I am a wordy girl. Not orally -- we introverts have to know someone awfully well to be comfortable enough to have real conversations with you -- but I make up for it in other ways. I keep agendas, and make to-do lists. I write recipes out by hand, and letters. I choose emails over the phone every time. I devour books and magazines, then fill notebooks and folders with stuff I have gleaned from them. I take notes in class, at lectures and on the job. Then save them all. Just in case. On top of all that, I journal and write stories. Needless to say, keeping it all under control can eat up a lot of time. You can thank my hubby for this blog. Once we found this place in the Hill Country, and started spending our weekends here, the journaling and story-writing suddenly kicked into high gear. I was filling up spiral after spiral until, one day, my hubby sat me down in front of the computer and said "Here, you have a blog now. What do you want to call it? OK,
Seasonality it is. There, start writing."
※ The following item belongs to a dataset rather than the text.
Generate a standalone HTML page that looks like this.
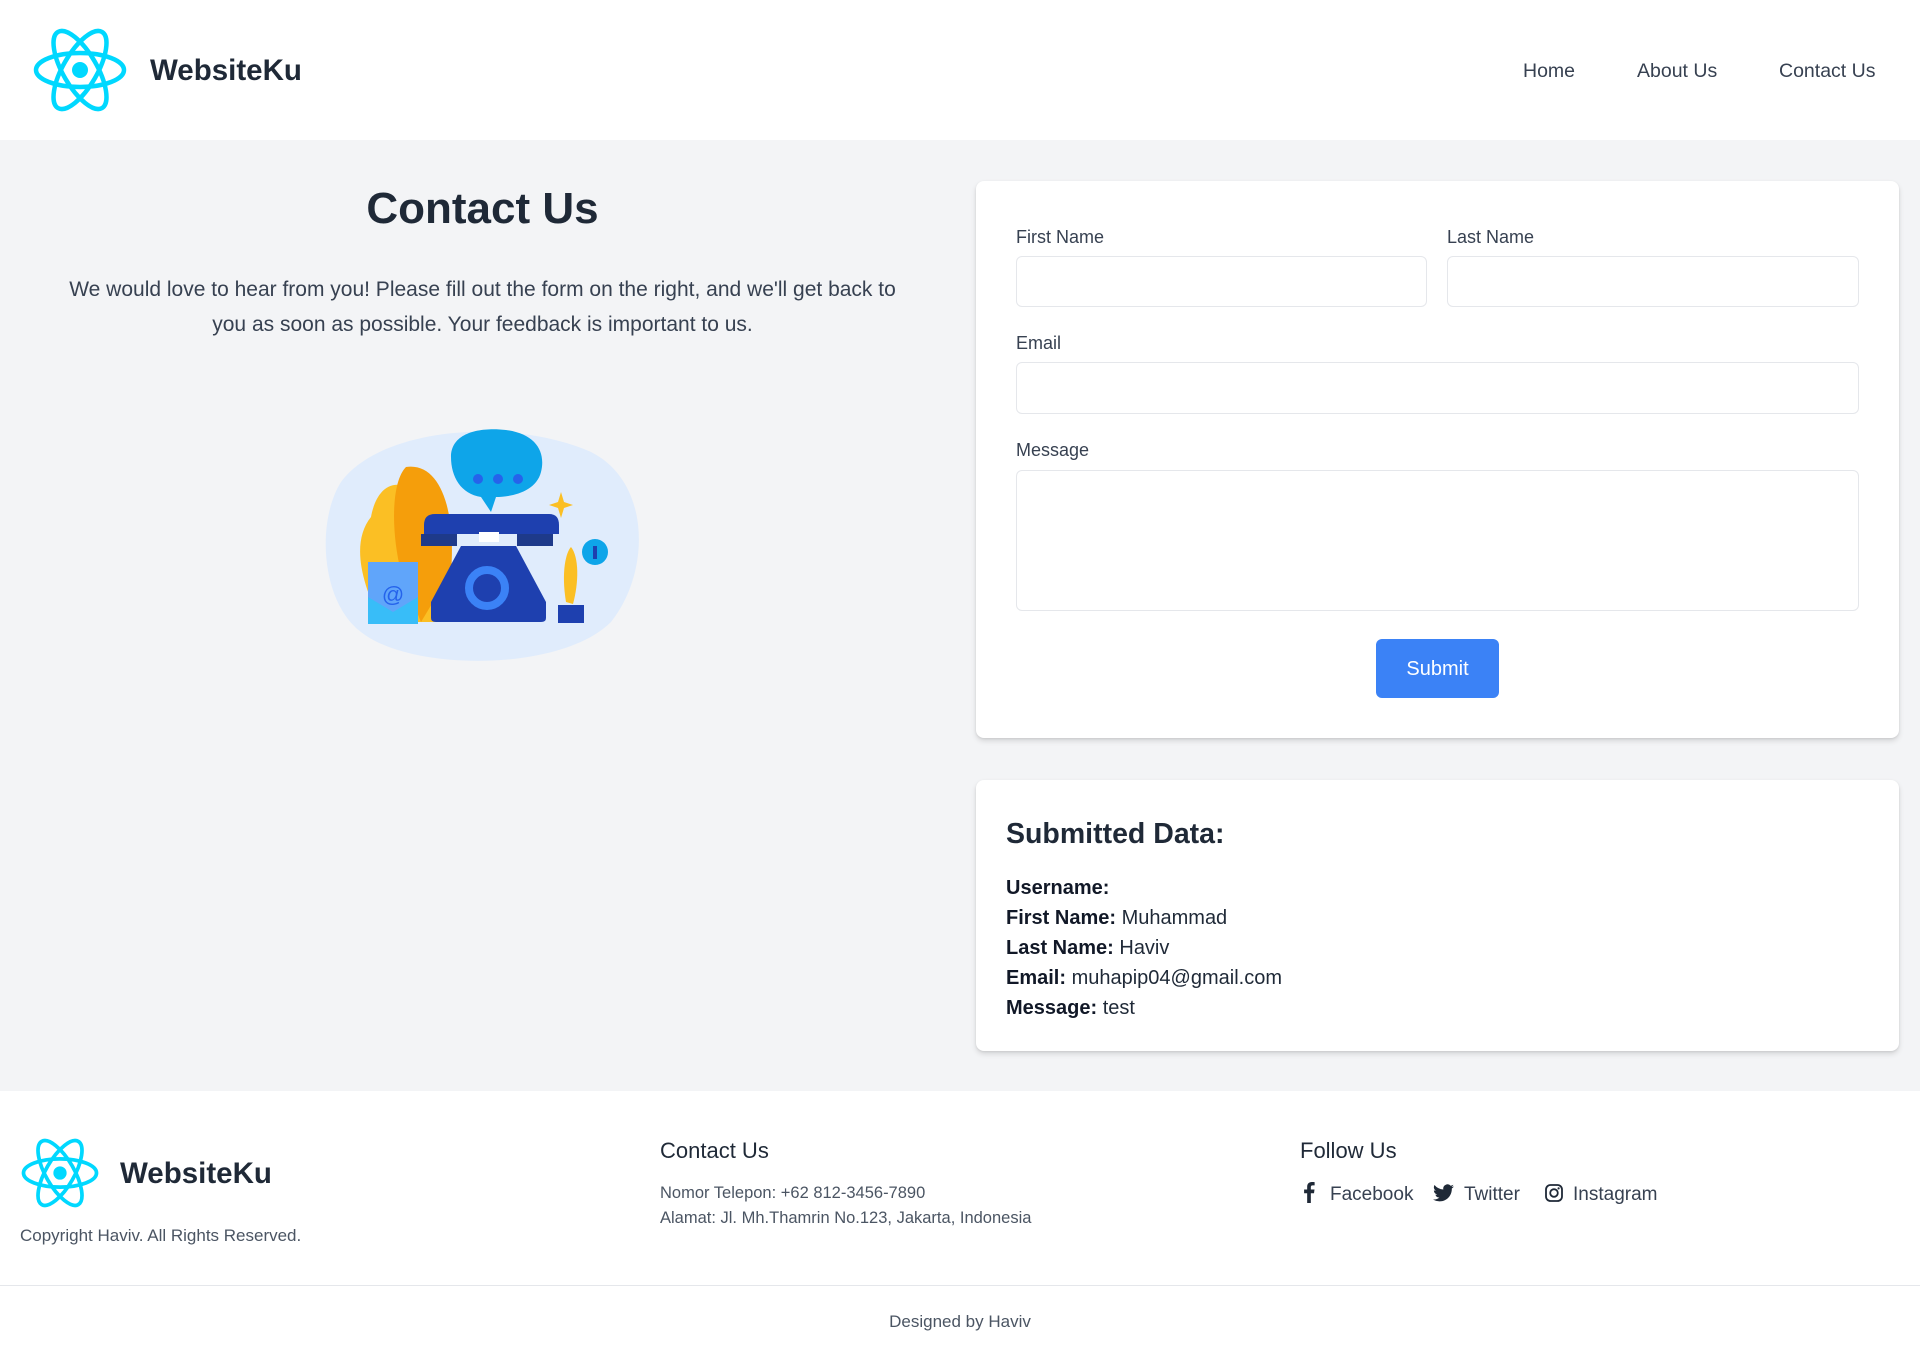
<!DOCTYPE html>
<html><head><meta charset="utf-8"><style>
*{box-sizing:border-box;margin:0;padding:0}
body{width:1920px;height:1372px;font-family:"Liberation Sans",sans-serif;color:#1f2937;background:#fff;overflow:hidden;position:relative}
.abs{position:absolute}
header{position:absolute;left:0;top:0;width:1920px;height:140px;background:#fff}
.brand{font-weight:bold;color:#1f2937}
.nav a{position:absolute;top:60px;font-size:19.5px;color:#374151;text-decoration:none}
main{position:absolute;left:0;top:140px;width:1920px;height:951px;background:#f3f4f6}
.card{position:absolute;background:#fff;border-radius:8px;box-shadow:0 3px 6px rgba(0,0,0,.12),0 1px 2px rgba(0,0,0,.08)}
label{position:absolute;font-size:18px;color:#374151}
.inp{position:absolute;border:1px solid #e5e7eb;border-radius:6px;background:#fff}
.sd{position:absolute;left:1006px;font-size:20px;color:#1f2937}
.sd b{color:#111827}
footer{position:absolute;left:0;top:1091px;width:1920px;height:281px;background:#fff}
</style></head><body>
<header>
<svg class="abs" style="left:33px;top:27px" width="94" height="86" viewBox="-47 -43 94 86"><g fill="none" stroke="#00d8ff" stroke-width="4.5"><ellipse rx="44" ry="17"/><ellipse rx="44" ry="17" transform="rotate(60)"/><ellipse rx="44" ry="17" transform="rotate(120)"/></g><circle r="8" fill="#00d8ff"/></svg>
<div class="abs brand" style="left:150px;top:54px;font-size:29.5px">WebsiteKu</div>
<div class="nav"><a style="left:1523px">Home</a><a style="left:1637px">About Us</a><a style="left:1779px">Contact Us</a></div>
</header>
<main>
<div class="abs" style="left:0;width:965px;top:44px;text-align:center;font-size:44px;font-weight:bold;color:#1f2937">Contact Us</div>
<div class="abs" style="left:50px;width:865px;top:132px;text-align:center;font-size:21px;line-height:35px;color:#374151">We would love to hear from you! Please fill out the form on the right, and we'll get back to you as soon as possible. Your feedback is important to us.</div>
<svg class="abs" style="left:321px;top:282px" width="322" height="245" viewBox="0 0 322 245">
<path d="M20 60 C60 5 190 -5 270 30 C330 60 330 150 290 200 C240 250 90 250 40 210 C0 180 -5 100 20 60Z" fill="#dbeafe" opacity=".8"/>
<path d="M50 95 C60 40 110 60 115 120 L120 200 L60 200 C40 160 30 120 50 95Z" fill="#fbbf24"/>
<path d="M85 45 C120 40 135 90 130 150 L100 200 L80 150 C70 110 70 60 85 45Z" fill="#f59e0b"/>
<path d="M130 35 C130 10 160 5 185 8 C215 12 225 30 220 50 C215 70 190 75 175 75 L170 90 L160 75 C140 72 130 55 130 35Z" fill="#0ea5e9"/>
<circle cx="157" cy="57" r="5" fill="#2563eb"/><circle cx="177" cy="57" r="5" fill="#2563eb"/><circle cx="197" cy="57" r="5" fill="#2563eb"/>
<path d="M103 103 Q103 92 114 92 L228 92 Q238 92 238 103 L238 112 L103 112Z" fill="#1e40af"/>
<rect x="100" y="112" width="36" height="12" fill="#1e3a8a"/><rect x="196" y="112" width="36" height="12" fill="#1e3a8a"/>
<rect x="158" y="110" width="20" height="10" fill="#fff"/>
<path d="M140 124 L195 124 L225 180 L225 196 Q225 200 220 200 L115 200 Q110 200 110 196 L110 180Z" fill="#1e40af"/>
<circle cx="166" cy="166" r="18" fill="none" stroke="#3b82f6" stroke-width="8"/>
<rect x="47" y="140" width="50" height="62" fill="#60a5fa"/><text x="72" y="180" font-size="22" fill="#2563eb" text-anchor="middle" font-family="Liberation Sans">@</text>
<path d="M47 175 L72 190 L97 175 L97 202 L47 202Z" fill="#38bdf8"/>
<path d="M245 180 C240 150 245 130 250 125 C258 135 258 160 252 182Z" fill="#fbbf24"/>
<rect x="237" y="183" width="26" height="18" fill="#1e40af"/>
<circle cx="274" cy="130" r="13" fill="#0ea5e9"/><rect x="272" y="124" width="4" height="13" fill="#1e40af"/>
<path d="M240 70 L243 80 L252 83 L243 86 L240 96 L237 86 L228 83 L237 80Z" fill="#fbbf24"/>
</svg>
<div class="card" style="left:976px;top:41px;width:923px;height:557px">
<label style="left:40px;top:46px">First Name</label>
<label style="left:471px;top:46px">Last Name</label>
<div class="inp" style="left:40px;top:75px;width:411px;height:51px"></div>
<div class="inp" style="left:471px;top:75px;width:412px;height:51px"></div>
<label style="left:40px;top:152px">Email</label>
<div class="inp" style="left:40px;top:181px;width:843px;height:52px"></div>
<label style="left:40px;top:259px">Message</label>
<div class="inp" style="left:40px;top:289px;width:843px;height:141px"></div>
<div class="abs" style="left:400px;top:458px;width:123px;height:59px;background:#3b82f6;border-radius:6px;color:#fff;font-size:20px;text-align:center;line-height:61px">Submit</div>
</div>
<div class="card" style="left:976px;top:640px;width:923px;height:271px"></div>
<div class="abs" style="left:1006px;top:678px;font-size:28.5px;font-weight:bold;color:#1f2937">Submitted Data:</div>
<div class="sd" style="top:737px"><b>Username:</b></div>
<div class="sd" style="top:767px"><b>First Name:</b> Muhammad</div>
<div class="sd" style="top:797px"><b>Last Name:</b> Haviv</div>
<div class="sd" style="top:827px"><b>Email:</b> muhapip04@gmail.com</div>
<div class="sd" style="top:857px"><b>Message:</b> test</div>
</main>
<footer>
<svg class="abs" style="left:21px;top:45px" width="78" height="74" viewBox="-47 -43 94 86"><g fill="none" stroke="#00d8ff" stroke-width="4.5"><ellipse rx="44" ry="17"/><ellipse rx="44" ry="17" transform="rotate(60)"/><ellipse rx="44" ry="17" transform="rotate(120)"/></g><circle r="8" fill="#00d8ff"/></svg>
<div class="abs brand" style="left:120px;top:66px;font-size:29.5px">WebsiteKu</div>
<div class="abs" style="left:20px;top:135px;font-size:17px;color:#4b5563">Copyright Haviv. All Rights Reserved.</div>
<div class="abs" style="left:660px;top:47px;font-size:22px;color:#1f2937">Contact Us</div>
<div class="abs" style="left:660px;top:90px;font-size:16.5px;color:#4b5563;line-height:25px">Nomor Telepon: +62 812-3456-7890<br>Alamat: Jl. Mh.Thamrin No.123, Jakarta, Indonesia</div>
<div class="abs" style="left:1300px;top:47px;font-size:22px;color:#1f2937">Follow Us</div>
<svg class="abs" style="left:1302px;top:90px" width="14" height="22" viewBox="0 0 10 18"><path d="M6.5 18V10h2.6l.4-3H6.5V5.1c0-.9.3-1.5 1.5-1.5H9.6V.9C9.3.9 8.4.8 7.3.8 5 .8 3.5 2.2 3.5 4.7V7H1v3h2.5v8z" fill="#1f2937"/></svg>
<div class="abs" style="left:1330px;top:93px;font-size:19px;color:#374151">Facebook</div>
<svg class="abs" style="left:1433px;top:93px" width="21" height="18" viewBox="0 0 24 20"><path d="M24 2.4a10 10 0 0 1-2.8.8A5 5 0 0 0 23.3.5a10 10 0 0 1-3.1 1.2A4.9 4.9 0 0 0 11.8 6 14 14 0 0 1 1.7.9a4.9 4.9 0 0 0 1.5 6.6A4.9 4.9 0 0 1 1 6.9a4.9 4.9 0 0 0 3.9 4.9 5 5 0 0 1-2.2.1 4.9 4.9 0 0 0 4.6 3.4A9.9 9.9 0 0 1 0 17.3 14 14 0 0 0 7.5 19.5c9.1 0 14-7.5 14-14v-.6A10 10 0 0 0 24 2.4z" fill="#1f2937"/></svg>
<div class="abs" style="left:1464px;top:93px;font-size:19px;color:#374151">Twitter</div>
<svg class="abs" style="left:1545px;top:93px" width="18" height="18" viewBox="0 0 18 18"><rect x="1" y="1" width="16" height="16" rx="4.5" fill="none" stroke="#1f2937" stroke-width="1.8"/><circle cx="9" cy="9" r="3.8" fill="none" stroke="#1f2937" stroke-width="1.8"/><circle cx="13.6" cy="4.4" r="1.1" fill="#1f2937"/></svg>
<div class="abs" style="left:1573px;top:93px;font-size:19px;color:#374151">Instagram</div>
<div class="abs" style="left:0;top:194px;width:1920px;height:1px;background:#e5e7eb"></div>
<div class="abs" style="left:0;width:1920px;top:221px;text-align:center;font-size:17px;color:#4b5563">Designed by Haviv</div>
</footer>
</body></html>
So, as you can see, the "paper" stage of the purging process I mentioned yesterday will not be an easy one. Yesterday I tackled magazine detritus. Actually, I have a pretty good system when it comes to the magazines themselves. I have pared my subscriptions down to just two --
Art Journaling, and
Cloth, Paper, Scissors. I do occasionally buy others at bookstores, but only if I flip through them and find several projects that I'm just
dying to delve into. I've usually read each one cover-to-cover by the time its replacement shows up, so all that's left is to tear out any pages containing techniques I really want to try, then take the magazines to the free-for-the-taking rack behind our little library. Unfortunately, that's where my system bogs down. I hadn't really noticed this until I started looking around for paper problems. That's when I realized that
all of those torn-out articles were still sitting in a big basket, along with a bunch of other stuff that needs to be filed. Why? Well, because that basket sits on top of my little file cabinet, making it difficult to open. Plus, the files are already full!
I haven't tackled the file cabinet yet, but the magazine articles have been sorted through, pared down, and slipped into protective sleeves in a 3-ring binder, now sitting right next to my art table. Two of the articles were left out on the table, as they are variations on a Paint-Out technique I am dying to try.
You see, I used to buy brand new blank art journals to work in, but
then I discovered altered books and fell madly in love with the way
words float up through my artwork. In fact, when I am working in a blank
journal, I often collage old book paper to the pages first, before I
begin painting. The two articles I saved out are both about taking pages
or canvases that you have covered with loose handwriting, sketching a
focal point or words onto those, then painting out the negative space around those shapes, to
make them pop out from the background.
 |
One of my altered book journals -- this one uses a spare copy of Simple Abundance, one of my all time favorites! |
Now here's the part where I start to understand what Kondo means when she refers to the "life-changing
magic of tidying up." As I was standing there staring at that cedar chest full of old journals, wondering what on earth to do with them, I suddenly had the most brilliant little brain fart. Why not use my old writing journals just like I do those altered books. Instead of
buying art journals and
adding words to blank pages, just so they can float up through my artwork...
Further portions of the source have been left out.